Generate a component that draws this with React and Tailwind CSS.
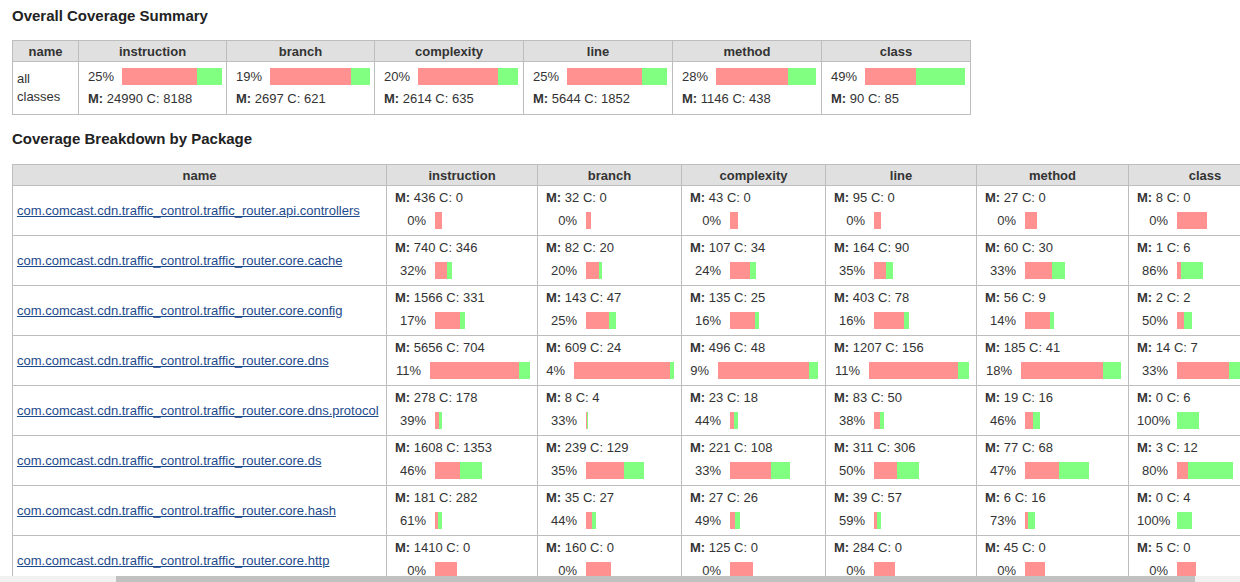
import React from "react";

const COLS = ["instruction", "branch", "complexity", "line", "method", "class"];
const MAX = { instruction: 6360, branch: 633, complexity: 544, line: 1363, method: 226, class: 27 };

const ROWS = [
  ["com.comcast.cdn.traffic_control.traffic_router.api.controllers", [[436, 0, "0%"], [32, 0, "0%"], [43, 0, "0%"], [95, 0, "0%"], [27, 0, "0%"], [8, 0, "0%"]]],
  ["com.comcast.cdn.traffic_control.traffic_router.core.cache", [[740, 346, "32%"], [82, 20, "20%"], [107, 34, "24%"], [164, 90, "35%"], [60, 30, "33%"], [1, 6, "86%"]]],
  ["com.comcast.cdn.traffic_control.traffic_router.core.config", [[1566, 331, "17%"], [143, 47, "25%"], [135, 25, "16%"], [403, 78, "16%"], [56, 9, "14%"], [2, 2, "50%"]]],
  ["com.comcast.cdn.traffic_control.traffic_router.core.dns", [[5656, 704, "11%"], [609, 24, "4%"], [496, 48, "9%"], [1207, 156, "11%"], [185, 41, "18%"], [14, 7, "33%"]]],
  ["com.comcast.cdn.traffic_control.traffic_router.core.dns.protocol", [[278, 178, "39%"], [8, 4, "33%"], [23, 18, "44%"], [83, 50, "38%"], [19, 16, "46%"], [0, 6, "100%"]]],
  ["com.comcast.cdn.traffic_control.traffic_router.core.ds", [[1608, 1353, "46%"], [239, 129, "35%"], [221, 108, "33%"], [311, 306, "50%"], [77, 68, "47%"], [3, 12, "80%"]]],
  ["com.comcast.cdn.traffic_control.traffic_router.core.hash", [[181, 282, "61%"], [35, 27, "44%"], [27, 26, "49%"], [39, 57, "59%"], [6, 16, "73%"], [0, 4, "100%"]]],
  ["com.comcast.cdn.traffic_control.traffic_router.core.http", [[1410, 0, "0%"], [160, 0, "0%"], [125, 0, "0%"], [284, 0, "0%"], [45, 0, "0%"], [5, 0, "0%"]]],
];

const SUMMARY = [
  [25, 24990, 8188],
  [19, 2697, 621],
  [20, 2614, 635],
  [25, 5644, 1852],
  [28, 1146, 438],
  [49, 90, 85],
];

function Bar({ red, green }) {
  return (
    <div className="flex h-[17px] shrink-0">
      {red > 0 && <div className="h-full bg-[#ff9191]" style={{ width: red }} />}
      {green > 0 && <div className="h-full bg-[#80ff80]" style={{ width: green }} />}
    </div>
  );
}

function MC({ m, c }) {
  return (
    <div className="leading-[16px] whitespace-nowrap">
      <span className="font-bold">M:</span> {m} C: {c}
    </div>
  );
}

const border = "border border-[#bdbdbd]";

export default function App() {
  return (
    <div className="h-[582px] w-[1240px] overflow-hidden flex flex-col bg-white font-['Liberation_Sans',Arial,sans-serif] text-[13px] text-[#333]">
      <div className="flex-1 overflow-hidden pl-[12px] pt-[7px]">
        <h2 className="text-[15px] leading-[18px] font-bold text-[#222]">Overall Coverage Summary</h2>
        <table className="mt-[15px] table-fixed border-collapse w-[958px]">
          <colgroup>
            <col className="w-[66px]" />
            <col className="w-[148px]" />
            <col className="w-[148px]" />
            <col className="w-[149px]" />
            <col className="w-[149px]" />
            <col className="w-[149px]" />
            <col className="w-[149px]" />
          </colgroup>
          <thead>
            <tr className="bg-[#e0e0e0]">
              {["name", ...COLS].map((h) => (
                <th key={h} className={`${border} h-[21px] p-0 leading-[15px] font-bold text-center`}>{h}</th>
              ))}
            </tr>
          </thead>
          <tbody>
            <tr>
              <td className={`${border} pl-[4px] align-middle leading-[18px]`}>
                all
                <br />
                classes
              </td>
              {SUMMARY.map(([p, m, c], i) => (
                <td key={i} className={`${border} pl-[9px] pr-[4px] pt-[6px] pb-[7px] align-top`}>
                  <div className="flex items-center h-[17px]">
                    <span className="w-[26px] shrink-0 whitespace-nowrap leading-[16px]">{p}%</span>
                    <div className="ml-[8px]">
                      <Bar red={100 - p} green={p} />
                    </div>
                  </div>
                  <div className="mt-[6px]">
                    <MC m={m} c={c} />
                  </div>
                </td>
              ))}
            </tr>
          </tbody>
        </table>

        <h2 className="mt-[15px] text-[15px] leading-[18px] font-bold text-[#222]">Coverage Breakdown by Package</h2>
        <table className="mt-[16px] table-fixed border-collapse w-[1269px]">
          <colgroup>
            <col className="w-[374px]" />
            <col className="w-[151px]" />
            <col className="w-[144px]" />
            <col className="w-[144px]" />
            <col className="w-[151px]" />
            <col className="w-[152px]" />
            <col className="w-[153px]" />
          </colgroup>
          <thead>
            <tr className="bg-[#e0e0e0]">
              {["name", ...COLS].map((h) => (
                <th key={h} className={`${border} h-[21px] p-0 leading-[15px] font-bold text-center`}>{h}</th>
              ))}
            </tr>
          </thead>
          <tbody>
            {ROWS.map(([name, cells]) => (
              <tr key={name}>
                <td className={`${border} pl-[4px] align-middle whitespace-nowrap`}>
                  <a href="#" className="text-[#1d4a8d] underline leading-[16px]">{name}</a>
                </td>
                {cells.map(([m, c, p], i) => {
                  const max = MAX[COLS[i]];
                  const red = Math.round((m * 100) / max);
                  const total = Math.round(((m + c) * 100) / max);
                  return (
                    <td key={i} className={`${border} h-[50px] pl-[8px] pr-[7px] pt-[4px] pb-[5px] align-top`}>
                      <MC m={m} c={c} />
                      <div className="mt-[6px] flex items-center h-[17px]">
                        <span className="w-[31px] shrink text-right whitespace-nowrap leading-[16px]">{p}</span>
                        <div className="ml-[9px] shrink-0">
                          <Bar red={red} green={total - red} />
                        </div>
                      </div>
                    </td>
                  );
                })}
              </tr>
            ))}
          </tbody>
        </table>
      </div>
      <div className="h-[6px] shrink-0 bg-[#f1f1f1] flex">
        <div className="ml-[116px] w-[1079px] h-full bg-[#c1c1c1]" />
      </div>
    </div>
  );
}
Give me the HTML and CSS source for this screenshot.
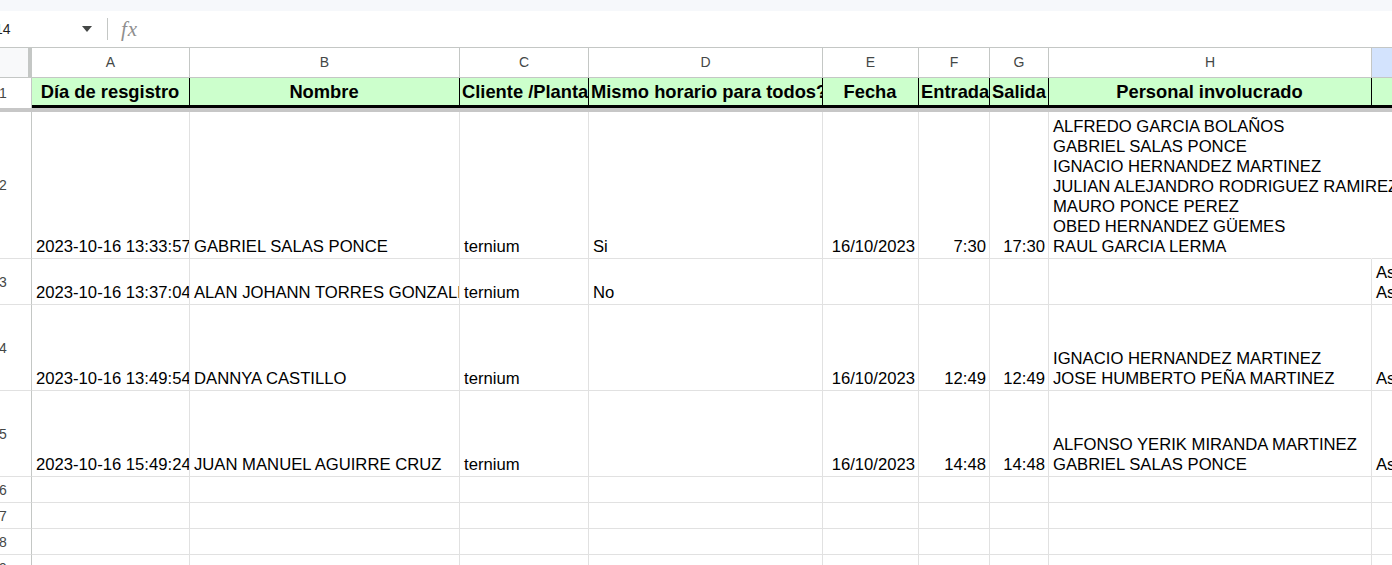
FILE: index.html
```html
<!DOCTYPE html>
<html lang="es">
  <head>
    <meta charset="UTF-8" />
    <title>Registro de personal</title>
    <link rel="stylesheet" href="styles.css">
  </head>
  <body>
    <div class="topband"></div>

    <!-- Name box + formula bar -->
    <div class="formula-bar">
      <span class="namebox">I14</span>
      <svg class="caret" width="10" height="6" viewBox="0 0 10 6"><polygon points="0,0 10,0 5,6" fill="#444746"/></svg>
      <span class="sep"></span>
      <span class="fx">fx</span>
    </div>

    <div class="sheet">
      <!-- Column letters -->
      <div class="row colhead">
        <div class="corner"></div>
        <div class="ch">A</div>
        <div class="ch">B</div>
        <div class="ch">C</div>
        <div class="ch">D</div>
        <div class="ch">E</div>
        <div class="ch">F</div>
        <div class="ch">G</div>
        <div class="ch">H</div>
        <div class="ch selected">I</div>
      </div>

      <!-- Row 1: titles -->
      <div class="row">
        <div class="rh rh-first">1</div>
        <div class="hc">Día de resgistro</div>
        <div class="hc">Nombre</div>
        <div class="hc">Cliente /Planta, Ubicación</div>
        <div class="hc">Mismo horario para todos?</div>
        <div class="hc">Fecha</div>
        <div class="hc">Entrada</div>
        <div class="hc">Salida</div>
        <div class="hc">Personal involucrado</div>
        <div class="hc">Tipo de servicio</div>
      </div>

      <div class="freeze"></div>

      <div class="row h147">
        <div class="rh">2</div>
        <div class="cell">2023-10-16 13:33:57</div>
        <div class="cell">GABRIEL SALAS PONCE</div>
        <div class="cell">ternium</div>
        <div class="cell">Si</div>
        <div class="cell num">16/10/2023</div>
        <div class="cell num">7:30</div>
        <div class="cell num">17:30</div>
        <div class="cell spill">ALFREDO GARCIA BOLAÑOS<br>GABRIEL SALAS PONCE<br>IGNACIO HERNANDEZ MARTINEZ<br>JULIAN ALEJANDRO RODRIGUEZ RAMIREZ<br>MAURO PONCE PEREZ<br>OBED HERNANDEZ GÜEMES<br>RAUL GARCIA LERMA</div>
        <div class="cell"></div>
      </div>

      <div class="row h46">
        <div class="rh">3</div>
        <div class="cell">2023-10-16 13:37:04</div>
        <div class="cell">ALAN JOHANN TORRES GONZALEZ</div>
        <div class="cell">ternium</div>
        <div class="cell">No</div>
        <div class="cell num"></div>
        <div class="cell num"></div>
        <div class="cell num"></div>
        <div class="cell"></div>
        <div class="cell">Asistencia<br>Asistencia</div>
      </div>

      <div class="row h86">
        <div class="rh">4</div>
        <div class="cell">2023-10-16 13:49:54</div>
        <div class="cell">DANNYA CASTILLO</div>
        <div class="cell">ternium</div>
        <div class="cell"></div>
        <div class="cell num">16/10/2023</div>
        <div class="cell num">12:49</div>
        <div class="cell num">12:49</div>
        <div class="cell">IGNACIO HERNANDEZ MARTINEZ<br>JOSE HUMBERTO PEÑA MARTINEZ</div>
        <div class="cell">Asistencia</div>
      </div>

      <div class="row h86">
        <div class="rh">5</div>
        <div class="cell">2023-10-16 15:49:24</div>
        <div class="cell">JUAN MANUEL AGUIRRE CRUZ</div>
        <div class="cell">ternium</div>
        <div class="cell"></div>
        <div class="cell num">16/10/2023</div>
        <div class="cell num">14:48</div>
        <div class="cell num">14:48</div>
        <div class="cell">ALFONSO YERIK MIRANDA MARTINEZ<br>GABRIEL SALAS PONCE</div>
        <div class="cell">Asistencia</div>
      </div>

      <div class="row h26">
        <div class="rh">6</div>
        <div class="cell"></div><div class="cell"></div><div class="cell"></div><div class="cell"></div><div class="cell"></div><div class="cell"></div><div class="cell"></div><div class="cell"></div><div class="cell"></div>
      </div>
      <div class="row h26">
        <div class="rh">7</div>
        <div class="cell"></div><div class="cell"></div><div class="cell"></div><div class="cell"></div><div class="cell"></div><div class="cell"></div><div class="cell"></div><div class="cell"></div><div class="cell"></div>
      </div>
      <div class="row h26">
        <div class="rh">8</div>
        <div class="cell"></div><div class="cell"></div><div class="cell"></div><div class="cell"></div><div class="cell"></div><div class="cell"></div><div class="cell"></div><div class="cell"></div><div class="cell"></div>
      </div>
      <div class="row h26">
        <div class="rh">9</div>
        <div class="cell"></div><div class="cell"></div><div class="cell"></div><div class="cell"></div><div class="cell"></div><div class="cell"></div><div class="cell"></div><div class="cell"></div><div class="cell"></div>
      </div>
    </div>
  </body>
</html>
```

FILE: styles.css
```css
body {
  margin: 0;
  overflow: hidden;
  font-family: "Liberation Sans", Arial, sans-serif;
  color: #000;
  background: #fff;
}
.topband {
  height: 11px;
  background-color: #f6f8fb;
}
.formula-bar {
  box-sizing: border-box;
  height: 37px;
  display: flex;
  align-items: center;
  border-bottom: 1px solid #c4c7c5;
  background: #fff;
}
.namebox {
  width: 91px;
  margin-left: -9px;
  font-size: 14px;
  color: #1f1f1f;
}
.caret {
  display: block;
}
.sep {
  width: 1px;
  height: 22px;
  margin-left: 15px;
  background-color: #c4c7c5;
}
.fx {
  margin-left: 13px;
  font-family: "Liberation Serif", serif;
  font-style: italic;
  font-size: 21px;
  letter-spacing: 1px;
  color: #8f8f8f;
}
.sheet {
  width: 1672px;
}
.row {
  display: grid;
  grid-template-columns: 32px 158px 270px 129px 234px 96px 71px 59px 323px 300px;
}
.row > div {
  box-sizing: border-box;
  overflow: hidden;
  white-space: nowrap;
}

/* column letters */
.colhead {
  height: 30px;
}
.corner {
  background-color: #f8f9fa;
  border-right: 4px solid #c4c7c5;
  border-bottom: 1px solid #c4c7c5;
}
.ch {
  font-size: 14px;
  color: #444746;
  text-align: center;
  line-height: 29px;
  border-right: 1px solid #c4c7c5;
  border-bottom: 1px solid #c4c7c5;
}
.ch.selected {
  background-color: #d3e3fd;
}

/* row numbers */
.rh {
  display: flex;
  align-items: center;
  font-size: 14px;
  color: #444746;
  text-indent: -1px;
  border-right: 1px solid #c4c7c5;
  border-bottom: 1px solid #e1e1e1;
}
.rh-first {
  height: 30px;
  border-bottom: none;
}

/* title row */
.hc {
  height: 30px;
  padding: 0 3px 0 2px;
  font-size: 18.33px;
  font-weight: bold;
  line-height: 27px;
  text-align: center;
  background-color: #ccffcc;
  border-right: 1px solid #000;
  border-bottom: 3px solid #000;
}
.freeze {
  height: 4px;
  background-color: #c7c7c7;
}

/* data cells */
.cell {
  display: flex;
  flex-direction: column;
  justify-content: flex-end;
  padding: 0 3px 1px 4px;
  font-size: 16.67px;
  line-height: 20px;
  border-right: 1px solid #e1e1e1;
  border-bottom: 1px solid #e1e1e1;
}
.cell.num {
  text-align: right;
}
/* text running on into the empty cell next to it */
.row > .spill {
  overflow: visible;
  border-right-color: transparent;
}
.h147 { height: 147px; }
.h46 { height: 46px; }
.h86 { height: 86px; }
.h26 { height: 26px; }
```
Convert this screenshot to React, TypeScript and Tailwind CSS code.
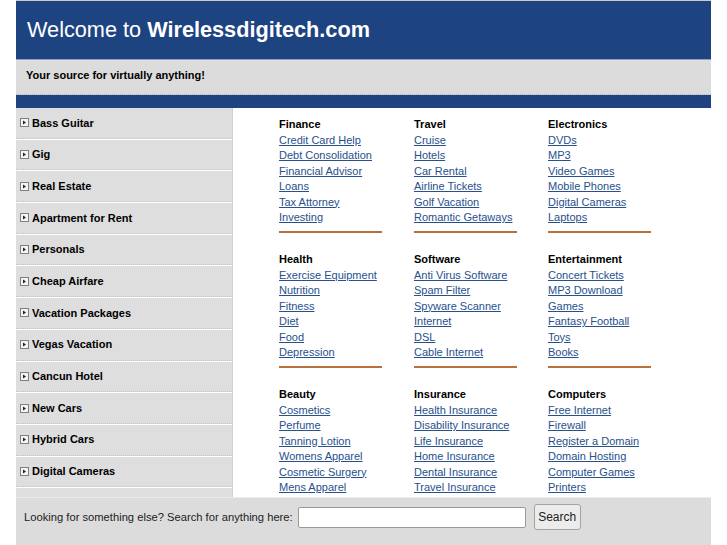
import React from 'react';

const sidebar = [
  'Bass Guitar',
  'Gig',
  'Real Estate',
  'Apartment for Rent',
  'Personals',
  'Cheap Airfare',
  'Vacation Packages',
  'Vegas Vacation',
  'Cancun Hotel',
  'New Cars',
  'Hybrid Cars',
  'Digital Cameras',
];

const groups = [
  { title: 'Finance', links: ['Credit Card Help', 'Debt Consolidation', 'Financial Advisor', 'Loans', 'Tax Attorney', 'Investing'] },
  { title: 'Travel', links: ['Cruise', 'Hotels', 'Car Rental', 'Airline Tickets', 'Golf Vacation', 'Romantic Getaways'] },
  { title: 'Electronics', links: ['DVDs', 'MP3', 'Video Games', 'Mobile Phones', 'Digital Cameras', 'Laptops'] },
  { title: 'Health', links: ['Exercise Equipment', 'Nutrition', 'Fitness', 'Diet', 'Food', 'Depression'] },
  { title: 'Software', links: ['Anti Virus Software', 'Spam Filter', 'Spyware Scanner', 'Internet', 'DSL', 'Cable Internet'] },
  { title: 'Entertainment', links: ['Concert Tickets', 'MP3 Download', 'Games', 'Fantasy Football', 'Toys', 'Books'] },
  { title: 'Beauty', links: ['Cosmetics', 'Perfume', 'Tanning Lotion', 'Womens Apparel', 'Cosmetic Surgery', 'Mens Apparel'] },
  { title: 'Insurance', links: ['Health Insurance', 'Disability Insurance', 'Life Insurance', 'Home Insurance', 'Dental Insurance', 'Travel Insurance'] },
  { title: 'Computers', links: ['Free Internet', 'Firewall', 'Register a Domain', 'Domain Hosting', 'Computer Games', 'Printers'] },
];

function BoxIcon() {
  return (
    <svg width="9" height="9" viewBox="0 0 9 9" className="shrink-0">
      <rect x="0.5" y="0.5" width="8" height="8" fill="#f4f4f4" stroke="#808080" />
      <path d="M3 2.5 L6 4.5 L3 6.5 Z" fill="#222" />
    </svg>
  );
}

export default function App() {
  return (
    <div className="min-h-screen bg-white font-['Liberation_Sans',Arial,sans-serif]">
      <div className="mx-auto w-[695px]">
        {/* header */}
        <div className="h-[60px] bg-[#1e4381] border-t border-[#c9c9c9] border-b border-b-[#8ea0bf] flex items-center pl-[11px] text-[21.7px] text-white">
          <span>Welcome to&nbsp;</span>
          <span className="font-bold">Wirelessdigitech.com</span>
        </div>

        <div className="h-[35px] bg-[#dcdcdc] border-b border-dotted border-[#b8b8b8] flex items-center pl-[10px] pb-[3px] text-[11px] font-bold text-black">
          Your source for virtually anything!
        </div>

        <div className="h-[13px] bg-[#1e4381]" />

        {/* main */}
        <div className="flex h-[389px] overflow-hidden">
          <div className="w-[217px] bg-[#dedede] border-r border-[#cfcfcf] shrink-0">
            {sidebar.map((s) => (
              <div key={s} className="h-[31.7px] border-b border-white">
                <div className="h-full border-b border-dotted border-[#c4c4c4] flex items-center gap-[3px] pl-[4px] text-[11px] font-bold text-black">
                  <BoxIcon />
                  <span>{s}</span>
                </div>
              </div>
            ))}
          </div>

          <div className="flex-1 bg-white pl-[46px] pt-[9px]">
            <div className="grid grid-cols-[135px_134px_135px]">
              {groups.map((g) => (
                <div key={g.title} className="mb-[19.5px] text-[11px] leading-[15.5px]">
                  <div className="font-bold text-black">{g.title}</div>
                  {g.links.map((l) => (
                    <div key={l}>
                      <a href="#" className="text-[#27508d] underline">{l}</a>
                    </div>
                  ))}
                  <div className="mt-[5px] h-[2px] w-[103px] bg-[#b8713a]" />
                </div>
              ))}
            </div>
          </div>
        </div>

        {/* search */}
        <div className="h-[60px] bg-[#dcdcdc] border-t border-[#ececec] flex items-start pt-[6px] pl-[8px] text-[11.2px] text-[#222]">
          <div className="flex items-center h-[26px]">
            <span>Looking for something else? Search for anything here:</span>
            <input
              type="text"
              className="ml-[5px] w-[228px] h-[21px] bg-white border border-[#9a9a9a] rounded-[2px] outline-none"
            />
            <button className="ml-[8px] w-[47px] h-[26px] bg-[#ececec] border border-[#a3a3a3] rounded-[3px] text-[12px] text-[#222]">
              Search
            </button>
          </div>
        </div>
      </div>
    </div>
  );
}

==================================================

Task instructions:
Look at the listing and set down only the lines from its start through the line with "226, class: 27", word for word and without pictures.

Correct result:
Generate a component that draws this with React and Tailwind CSS.
import React from "react";

const COLS = ["instruction", "branch", "complexity", "line", "method", "class"];
const MAX = { instruction: 6360, branch: 633, complexity: 544, line: 1363, method: 226, class: 27 };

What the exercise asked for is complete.